Haskell prof chosen for Live Earth appearance
Dan Wildcat to speak on national television about environment

By Chad Lawhorn

July 6, 2007

Haskell Indian Nations University professor Daniel Wildcat doesn’t want all
of us to start living in teepees.

But he does think we can learn a lot about how to be kinder to the
environment by looking back at how American Indians lived and co-existed
with their surroundings.

Al Gore and other environmentalists think so too. Wildcat — director of
Haskell’s Environmental Research Studies Center — has been tapped to speak
on national television Saturday as part of Live Earth, a worldwide event
designed by Gore and others to promote awareness of global warming.

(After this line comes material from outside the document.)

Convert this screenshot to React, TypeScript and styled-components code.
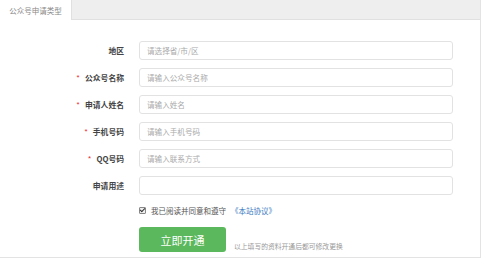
import React from "react";
import styled, { createGlobalStyle } from "styled-components";

const GlobalStyle = createGlobalStyle`
  html, body {
    margin: 0;
    padding: 0;
    background: #ffffff;
    font-family: "Noto Sans CJK SC", "Liberation Sans", sans-serif;
  }
`;

const Panel = styled.div`
  width: 481px;
  height: 258px;
  border-right: 1px solid #e3e3e3;
  border-bottom: 1px solid #e3e3e3;
  box-sizing: border-box;
  background: #fff;
`;

const TabBar = styled.div`
  display: flex;
  height: 20px;
  background: #eeeeee;
  border-bottom: 1px solid #e0e0e0;
  box-sizing: border-box;
`;

const Tab = styled.div<{ $active?: boolean }>`
  width: 72px;
  height: 20px;
  display: flex;
  align-items: center;
  justify-content: center;
  font-size: 7.5px;
  color: #888;
  background: ${(p) => (p.$active ? "#fff" : "transparent")};
  border-right: 1px solid #e0e0e0;
  box-sizing: border-box;
`;

const Form = styled.div`
  display: grid;
  grid-template-columns: 124px 314px;
  column-gap: 15px;
  row-gap: 8px;
  padding-top: 21px;
`;

const Label = styled.div`
  display: flex;
  align-items: center;
  justify-content: flex-end;
  height: 19px;
  font-size: 7.8px;
  font-weight: 700;
  color: #444;
`;

const Star = styled.span`
  color: #e33;
  margin-right: 5px;
  font-weight: 400;
`;

const Input = styled.input`
  height: 19px;
  box-sizing: border-box;
  border: 1px solid #e2e2e2;
  border-radius: 3px;
  padding: 0 7px;
  font-family: inherit;
  font-size: 7.6px;
  color: #333;
  outline: none;
  &::placeholder {
    color: #aaa;
  }
`;

const Agree = styled.div`
  grid-column: 2;
  display: flex;
  align-items: center;
  margin-top: 2px;
  font-size: 7.5px;
  color: #555;
`;

const Check = styled.span`
  width: 5px;
  height: 5px;
  border: 1px solid #888;
  background: #eee;
  border-radius: 1px;
  margin-right: 5px;
  position: relative;
  &::after {
    content: "";
    position: absolute;
    left: 1px;
    top: -1px;
    width: 2px;
    height: 4px;
    border: solid #333;
    border-width: 0 1.2px 1.2px 0;
    transform: rotate(45deg);
  }
`;

const Link = styled.span`
  color: #3b7ac2;
  margin-left: 5px;
`;

const Actions = styled.div`
  grid-column: 2;
  display: flex;
  align-items: flex-end;
  gap: 8px;
  margin-top: 3px;
`;

const Submit = styled.button`
  width: 87px;
  height: 25px;
  border: none;
  border-radius: 3px;
  background: #5cb85c;
  color: #fff;
  font-family: inherit;
  font-size: 11px;
  padding: 0;
`;

const Note = styled.span`
  font-size: 6.8px;
  color: #999;
  margin-bottom: 1px;
`;

const fields: { label: string; required: boolean; placeholder: string }[] = [
  { label: "地区", required: false, placeholder: "请选择省/市/区" },
  { label: "公众号名称", required: true, placeholder: "请输入公众号名称" },
  { label: "申请人姓名", required: true, placeholder: "请输入姓名" },
  { label: "手机号码", required: true, placeholder: "请输入手机号码" },
  { label: "QQ号码", required: true, placeholder: "请输入联系方式" },
  { label: "申请用途", required: false, placeholder: "" },
];

export default function App() {
  return (
    <>
      <GlobalStyle />
      <Panel>
        <TabBar>
          <Tab $active>公众号申请类型</Tab>
        </TabBar>
        <Form>
          {fields.map((f) => (
            <React.Fragment key={f.label}>
              <Label>
                {f.required && <Star>*</Star>}
                {f.label}
              </Label>
              <Input placeholder={f.placeholder} />
            </React.Fragment>
          ))}
          <Agree>
            <Check />
            我已阅读并同意和遵守
            <Link>《本站协议》</Link>
          </Agree>
          <Actions>
            <Submit>立即开通</Submit>
            <Note>以上填写的资料开通后都可修改更换</Note>
          </Actions>
        </Form>
      </Panel>
    </>
  );
}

Wildcat will be one of several experts talking from an American Indian
perspective.

“It probably doesn’t make sense for everyone in North America to live in a
traditional, wood-frame house,” Wildcat said.

For one reason, he said, there are lots of places on the continent that
don’t have any timber. Try finding a fertile forest in Western Kansas, for
example.

That’s why American Indians who lived on the plains often built grass
lodges or earthen berm homes. Wildcat said Americans ought to spend more
time today researching how to build homes — with modern conveniences — from
materials that are readily available rather than spending massive amounts
of fuel and energy to ship timber and other supplies to a site. Plus, he
said, sometimes how we build today doesn’t make as much sense as the way
frontier-era tribes were building.

“An earthen-berm lodge seems very insightful in a landscape where we have
tornadoes,” Wildcat said.

Wildcat is scheduled to make his case to a national audience about 11:15
a.m. Saturday. Wildcat will be part of a day-long symposium at the National
Museum of the American Indian, a part of the Smithsonian Institute in
Washington, D.C. His four-minute speech is scheduled to be aired on the
Bravo television network (Sunflower Broadband channel 43) as part of the
network’s coverage of the Live Earth festivities. The speech also will be
shown on MSN.com, as part of its Live Earth coverage.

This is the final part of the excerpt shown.